The Hill, il giornale degli insider della politica statunitense, avanza una gamma di opzioni che vanno dall’impeachment alla rimozione di Biden con il 25o° emendamento della Costituzione, che stabilisce che il vice-presidente possa assumere i poteri in caso di incapacità del presidente in carica – se n’era parlato anche per Trump, nella fase finale del suo mandato, quando il magnate farneticava sulle elezioni truccate e sobillava i suoi sostenitori contro il Congresso e le istituzioni -.
La lettura dell’intelligence
Al di là delle chiacchiere strumentali dei repubblicani, destinate a rimanere tali, c’è la tragica gravità della situazione in Afghanistan. E un ex consigliere per la Sicurezza nazionale di Trump, il generale H.R. McMaster, che se ne andò in malo modo dalla Casa Bianca, non ha dubbi: l’attentato di Kabul “è solo l’inizio” ed è ciò che “succede quando ti arrendi a un’organizzazione terroristica”. McMaster, che fu in carica fra il 20178 e il 2018, critica Biden per le modalità del ritiro, ma critica pure Trump che “si fece giocare dai talebani” con l’accordo di Doha del febbraio 2020.

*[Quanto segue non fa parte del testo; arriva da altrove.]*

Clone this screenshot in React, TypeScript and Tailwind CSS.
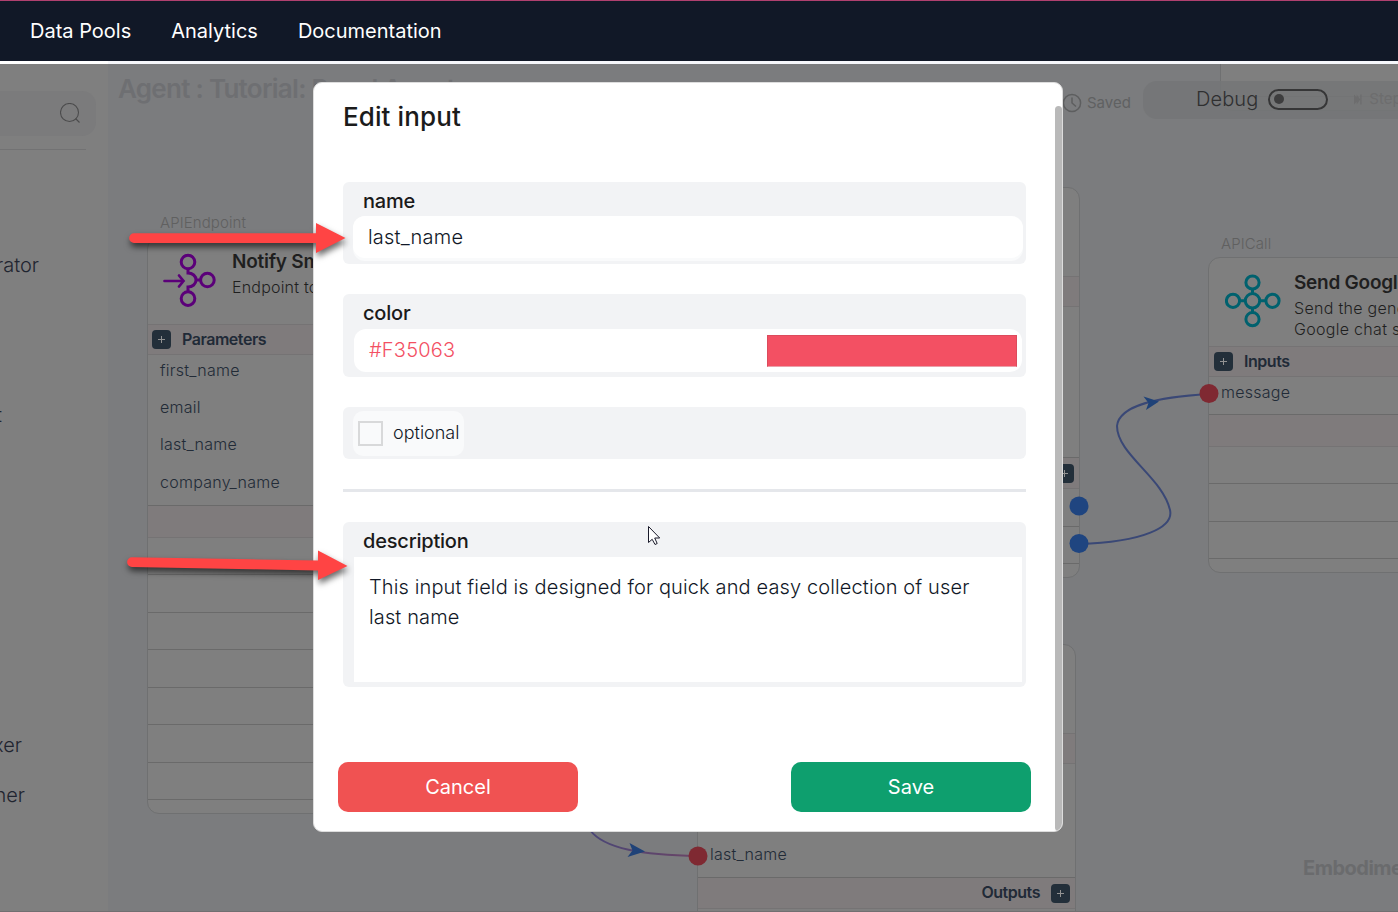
import React from "react";

type Section = { h: number; tone?: "band" | "plain"; line?: "soft" | "strong"; body?: React.ReactNode };

function Rows({ sections }: { sections: Section[] }) {
  return (
    <>
      {sections.map((s, i) => (
        <div
          key={i}
          style={{ height: s.h }}
          className={`flex shrink-0 items-center ${s.tone === "band" ? "bg-[#7f7b7c]" : ""} ${
            s.line === "strong" ? "border-t border-[#6a6a6a]" : s.line === "soft" ? "border-t border-[#757374]" : ""
          }`}
        >
          {s.body}
        </div>
      ))}
    </>
  );
}

function Plus() {
  return (
    <span className="flex h-[19px] w-[19px] shrink-0 items-center justify-center rounded-[4px] bg-[#232f3a]">
      <svg width="7" height="7" viewBox="0 0 7 7" stroke="#929292" strokeWidth="1">
        <path d="M3.5 0v7M0 3.5h7" />
      </svg>
    </span>
  );
}

function Heading({ children }: { children: string }) {
  return <b className="pb-[2px] text-base font-semibold tracking-[-0.46px] text-[#212a37]">{children}</b>;
}

const band: Section = { h: 32, tone: "band", line: "strong" };
const row = (h: number): Section => ({ h, line: "strong" });

function Param({ children }: { children: React.ReactNode }) {
  return <span className="pl-3 text-base font-light tracking-[0.26px] text-[#222b37]">{children}</span>;
}

function EndpointIcon() {
  return (
    <svg width="54" height="54" viewBox="0 0 54 54" fill="none" stroke="#5b0079" strokeWidth="3">
      <circle cx="26" cy="9" r="6.8" />
      <circle cx="45.4" cy="27" r="6.8" />
      <circle cx="26" cy="45.6" r="6.8" />
      <path d="M26 16v4c4.500 0 8 3 8 7s-3.500 7-8 7v5M34 27h5" />
      <path d="M2.500 28h19M17 22.500l4.500 5.500-4.500 5.500" strokeLinecap="round" strokeWidth="2.700" />
    </svg>
  );
}

function CallIcon() {
  return (
    <svg width="56" height="54" viewBox="0 0 56 54" fill="none" stroke="#00616e" strokeWidth="3">
      <circle cx="27.500" cy="8.500" r="6.600" />
      <circle cx="27.500" cy="26.800" r="7.200" />
      <circle cx="27.500" cy="45.200" r="6.600" />
      <circle cx="8" cy="26.800" r="6.600" />
      <circle cx="47.500" cy="26.800" r="6.600" />
      <path d="M27.500 15v5M27.500 34v5M14.500 26.800h6M34.500 26.800h6" />
    </svg>
  );
}

function Canvas() {
  return (
    <main className="relative flex-1 overflow-hidden bg-[#7b7c7e]">
      <h1 className="absolute left-[10px] top-[9px] whitespace-nowrap text-[26px] leading-8 font-semibold tracking-[-0.72px] text-[#6e6f72]">
        Agent : Tutorial: Panel Agent
      </h1>

      {/* Node: API endpoint */}
      <span className="absolute left-[52px] top-[149px] text-[15px] leading-5 font-light tracking-[0.1px] text-[#606060]">APIEndpoint</span>
      <section className="absolute left-[39px] top-[173px] flex h-[577px] w-[320px] flex-col overflow-hidden rounded-[12px] border border-[#6f7071] bg-[#7f7f7f]">
        <div className="flex h-[86px] gap-[16px] pl-[14px] pt-[15px]">
          <EndpointIcon />
          <div className="-mt-[2px]">
            <div className="whitespace-nowrap text-[19px] leading-[22px] font-semibold tracking-[-0.25px] text-[#1f1f1f]">Notify Smyth</div>
            <div className="whitespace-nowrap pt-[3px] text-base leading-[22px] font-light tracking-[0.2px] text-[#1f1f1f]">Endpoint to notify</div>
          </div>
        </div>
        <Rows
          sections={[
            {
              h: 30,
              tone: "band",
              line: "soft",
              body: (
                <div className="flex items-center gap-[11px] pl-1">
                  <Plus />
                  <Heading>Parameters</Heading>
                </div>
              ),
            },
            { h: 30, line: "soft", body: <Param>first_name</Param> },
            { h: 46, body: <Param>email</Param> },
            { h: 28, body: <Param>last_name</Param> },
            { h: 47, body: <Param>company_name</Param> },
            band,
            { h: 37, line: "soft" },
            row(38), row(37), row(38), row(37), row(38), row(37), row(14),
          ]}
        />
      </section>

      {/* Node: partly visible, upper */}
      <section className="absolute left-[590px] top-[123px] flex h-[391px] w-[382px] flex-col overflow-hidden rounded-[12px] border border-[#6f7071] bg-[#7f7f7f]">
        <Rows
          sections={[
            { h: 88 },
            { h: 30, tone: "band", line: "soft" },
            { h: 151, line: "soft" },
            { h: 31, tone: "band", line: "strong", body: <div className="flex flex-1 justify-end pr-[5px]"><Plus /></div> },
            { h: 38, line: "soft" },
            row(37), row(14),
          ]}
        />
      </section>

      {/* Node: partly visible, lower */}
      <section className="absolute left-[589px] top-[580px] flex h-[300px] w-[379px] flex-col overflow-hidden rounded-[12px] border border-[#6f7071] bg-[#7f7f7f]">
        <Rows
          sections={[
            { h: 88 },
            { h: 30, tone: "band", line: "soft" },
            { h: 68, line: "soft" },
            { h: 46, body: <Param>last_name</Param> },
            {
              h: 31,
              tone: "band",
              line: "strong",
              body: (
                <div className="flex flex-1 items-center justify-end gap-[11px] pr-[5px]">
                  <Heading>Outputs</Heading>
                  <Plus />
                </div>
              ),
            },
            { h: 30, line: "soft" },
          ]}
        />
      </section>

      {/* Node: API call */}
      <span className="absolute left-[1113px] top-[170px] text-[15px] leading-5 font-light tracking-[0.1px] text-[#606060]">APICall</span>
      <section className="absolute left-[1100px] top-[193px] flex h-[316px] w-[320px] flex-col overflow-hidden rounded-[12px] border border-[#6f7071] bg-[#7f7f7f]">
        <div className="flex h-[88px] gap-[13px] pl-[16px] pt-[16px]">
          <CallIcon />
          <div>
            <div className="whitespace-nowrap text-[19px] leading-[18px] font-semibold tracking-[-0.25px] text-[#1f1f1f]">Send Google Chat</div>
            <div className="whitespace-nowrap pt-[6px] text-base leading-[21px] font-light tracking-[0.3px] text-[#1f1f1f]">
              Send the generated
              <br />
              Google chat space
            </div>
          </div>
        </div>
        <Rows
          sections={[
            {
              h: 30,
              tone: "band",
              line: "soft",
              body: (
                <div className="flex items-center gap-[11px] pl-[5px]">
                  <Plus />
                  <Heading>Inputs</Heading>
                </div>
              ),
            },
            { h: 38, line: "soft", body: <div className="pb-[7px]"><Param>message</Param></div> },
            band,
            { h: 37, line: "soft" },
            row(38), row(37), row(14),
          ]}
        />
      </section>

      {/* Node: top right */}
      <section className="absolute left-[1112px] top-[-60px] flex h-[107px] w-[320px] flex-col justify-end overflow-hidden rounded-[12px] border border-[#6f7071] bg-[#7f7f7f]">
        <Rows sections={[row(14)]} />
      </section>

      <svg className="absolute left-0 top-0" width="1290" height="848" fill="none">
        <defs>
          <linearGradient id="wire" x1="0" x2="1">
            <stop offset="0" stopColor="#4a4676" />
            <stop offset="1" stopColor="#6b4566" />
          </linearGradient>
        </defs>
        <path d="M971 480C1036 478 1066 463 1062 446C1055 414 1009 390 1009 362C1011 341 1050 333 1101 330" stroke="#3a4876" strokeWidth="2" />
        <path d="M482 766C496 785 535 791 590 792" stroke="url(#wire)" strokeWidth="2" />
        <path d="M1035.500 332.500L1051 337.500L1038 346L1040.500 339Z M521.500 779L537 787.500L519.500 793L524.500 786.500Z" fill="#1f4278" />
        <circle cx="971" cy="442" r="9.500" fill="#1f4580" />
        <circle cx="971" cy="479.500" r="9.500" fill="#1f4580" />
        <circle cx="1101" cy="329.500" r="9.500" fill="#7f2932" />
        <circle cx="590" cy="792" r="9.500" fill="#7f2932" />
      </svg>

      {/* Status and debug toolbar */}
      <div className="absolute left-[954px] top-[29px] flex h-5 items-center gap-[5px] text-[#606162]">
        <svg width="20" height="20" viewBox="0 0 20 20" fill="none" stroke="#5d5e5f" strokeWidth="1.500">
          <circle cx="10" cy="10" r="8.600" />
          <path d="M10 4.500V10l4 3.500" />
        </svg>
        <span className="pt-px text-[15px]">Saved</span>
      </div>
      <div className="absolute left-[1035px] top-[17px] flex h-[38px] w-[330px] items-center rounded-[14px] bg-[#747577]/85 pb-[2px] pl-[53px]">
        <span className="text-[20px] font-light tracking-[0.1px] text-[#2f2f30]">Debug</span>
        <span className="ml-[10px] flex h-[21px] w-[60px] items-center rounded-full border-2 border-[#363637] pl-1">
          <span className="h-[10px] w-[10px] rounded-full bg-[#3d3d3e]" />
        </span>
        <svg className="ml-[26px]" width="8" height="11" viewBox="0 0 9 11" fill="#6d6d6e">
          <path d="M0 0l3 3V0l4 5.500L3 11V8l-3 3zM7 0h1.500v11H7z" />
        </svg>
        <span className="ml-[7px] pt-px text-[15px] text-[#6d6d6e]">Step</span>
      </div>

      <span className="absolute left-[1195px] top-[791px] whitespace-nowrap text-[20px] leading-[26px] font-bold tracking-[-0.5px] text-[#6a6b6d]">
        Embodiment
      </span>
    </main>
  );
}

function SideLabel({ children, box }: { children: string; box: string }) {
  return <div className={`flex h-[50px] items-center justify-end overflow-hidden text-[20px] font-light text-[#1f2530] ${box}`}>{children}</div>;
}

function Sidebar() {
  return (
    <aside className="flex w-[108px] flex-col bg-[#7f7f7f] pt-[27px]">
      <div className="flex h-[45px] w-[96px] items-center justify-end rounded-r-[14px] bg-[#7b7b7c] pr-[16px] pb-[2px]">
        <svg width="20" height="20" viewBox="0 0 20 20" fill="none" stroke="#4b4b4c" strokeWidth="1.100">
          <circle cx="9.500" cy="9.500" r="9" />
          <path d="M15.500 15.500l4 4" />
        </svg>
      </div>
      <div className="mt-[13px] h-px w-[86px] bg-[#727273]" />
      <div className="flex flex-col pt-[90px]">
        <SideLabel box="w-[39px]">rator</SideLabel>
        <div className="h-[100px]" />
        <SideLabel box="w-[2px]">t</SideLabel>
        <div className="h-[280px]" />
        <SideLabel box="w-[22px]">xer</SideLabel>
        <SideLabel box="w-[25px]">ner</SideLabel>
      </div>
    </aside>
  );
}

function Dialog() {
  return (
    <div className="absolute left-[313px] top-[82px] flex h-[750px] w-[750px] justify-between overflow-hidden rounded-[9px] border border-[#dddddd] bg-white">
      <div className="flex w-[718px] flex-col pl-[29px]">
        <h2 className="mt-[16px] text-[26px] leading-[36px] font-medium tracking-[0.1px] text-[#1b1b1b]">Edit input</h2>

        <div className="mt-[47px] h-[82px] w-[683px] rounded-[6px] bg-[#f2f3f5] px-[10px]">
          <div className="h-[34px] pl-[10px] pt-[5px] text-[20px] leading-[28px] font-medium tracking-[-0.25px] text-[#1a1a1a]">name</div>
          <div className="h-[45px] w-[670px] rounded-[12px] bg-[#f9fafb]">
            <div className="flex h-[42px] items-center rounded-[12px] bg-white pl-[15px] text-[20px] font-light tracking-[0.2px] text-[#111827]">last_name</div>
          </div>
        </div>

        <div className="mt-[30px] h-[83px] w-[683px] rounded-[6px] bg-[#f2f3f5] pl-[11px]">
          <div className="h-[35px] pl-[9px] pt-[5px] text-[20px] leading-[28px] font-medium tracking-[-0.2px] text-[#1a1a1a]">color</div>
          <div className="flex h-[43px] w-[668px] items-center justify-between rounded-[12px] bg-white pl-[15px] pr-[5px] text-[20px] font-light tracking-[0.2px] text-[#f35063]">
            <span className="pb-[2px]">#F35063</span>
            <div className="h-[32px] w-[250px] border border-b-dashed border-[#dc4b5c] border-b-[#eaa0aa] bg-[#f35063]" />
          </div>
        </div>

        <div className="mt-[30px] flex h-[52px] w-[683px] rounded-[6px] bg-[#f2f3f5] pl-[10px] pt-[4px]">
          <label className="flex h-[45px] w-[111px] items-center rounded-[10px] bg-[#f9fafb] pl-[5px]">
            <span className="h-[25px] w-[25px] border-2 border-[#d8d9da]" />
            <span className="pb-[2px] pl-[10px] text-[18px] font-light text-[#111827]">optional</span>
          </label>
        </div>

        <div className="mt-[30px] h-[3px] w-[683px] bg-[#e5e7eb]" />

        <div className="mt-[30px] h-[165px] w-[683px] rounded-[6px] bg-[#f2f3f5] pl-[11px]">
          <div className="h-[35px] pl-[9px] pt-[5px] text-[20px] leading-[28px] font-medium tracking-[-0.2px] text-[#1a1a1a]">description</div>
          <div className="h-[125px] w-[668px] bg-white pl-[15px] pt-[15px] text-[20px] leading-[30px] font-light tracking-[0.125px] text-[#111827]">
            This input field is designed for quick and easy collection of user
            <br />
            last name
          </div>
        </div>

        <div className="-ml-[5px] mt-[75px] flex w-[693px] justify-between text-[20px] text-white">
          <button className="h-[50px] w-[240px] rounded-[10px] bg-[#f05252]">Cancel</button>
          <button className="h-[50px] w-[240px] rounded-[10px] bg-[#0e9f6e]">Save</button>
        </div>
      </div>
      <div className="mt-[23px] w-[7px] rounded-full bg-[#b9b9b9]" />
    </div>
  );
}

function Annotations() {
  return (
    <svg className="pointer-events-none absolute left-0 top-0" width="1398" height="912" fill="none">
      <g className="drop-shadow-[1px_4px_3px_rgba(0,0,0,0.6)]" fill="#ff4444">
        <path d="M134 233.300H316V223L345.500 238L316 253V243H134A4.800 4.800 0 0 1 134 233.300Z" />
        <path d="M132 557.200L318 560.500V550.500L347.500 566L318 580V570.500L132 567A4.900 4.900 0 0 1 132 557.200Z" />
      </g>
      <path d="M648.500 526.500v16l3.700-3.200 2.800 5.200 2.200-1-2.500-5.500h5z" fill="white" stroke="#1a1a2a" strokeWidth="1" />
    </svg>
  );
}

export default function App() {
  return (
    <div className="relative flex h-[912px] w-[1398px] flex-col overflow-hidden bg-white font-['Inter',sans-serif]">
      <header className="flex h-[61px] shrink-0 items-center gap-10 border-t border-[#b0406f] bg-[#111827] pl-[30px] text-[20px] text-white">
        <span>Data Pools</span>
        <span>Analytics</span>
        <span>Documentation</span>
      </header>
      <div className="flex h-[3px] shrink-0">
        <div className="w-[108px] bg-white" />
        <div className="flex-1 bg-[#f6f7fb]" />
      </div>
      <div className="flex min-h-0 flex-1 border-b border-[#716f71]">
        <Sidebar />
        <Canvas />
      </div>
      <Dialog />
      <Annotations />
    </div>
  );
}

Per McMaster, però, non ci sono sostanziali differenze fra i terroristi dell’Isis-K (branca afghana dello Stato Islamico) e i talebani: “È tempo di smettere d’illudersi che questi gruppi siano separati… Bisogna riconoscere che sono interconnessi… Stiamo assistendo alla creazione di uno Stato terrorista e jihadista in Afghanistan e dovremo affrontare di conseguenza rischi molto maggiori”.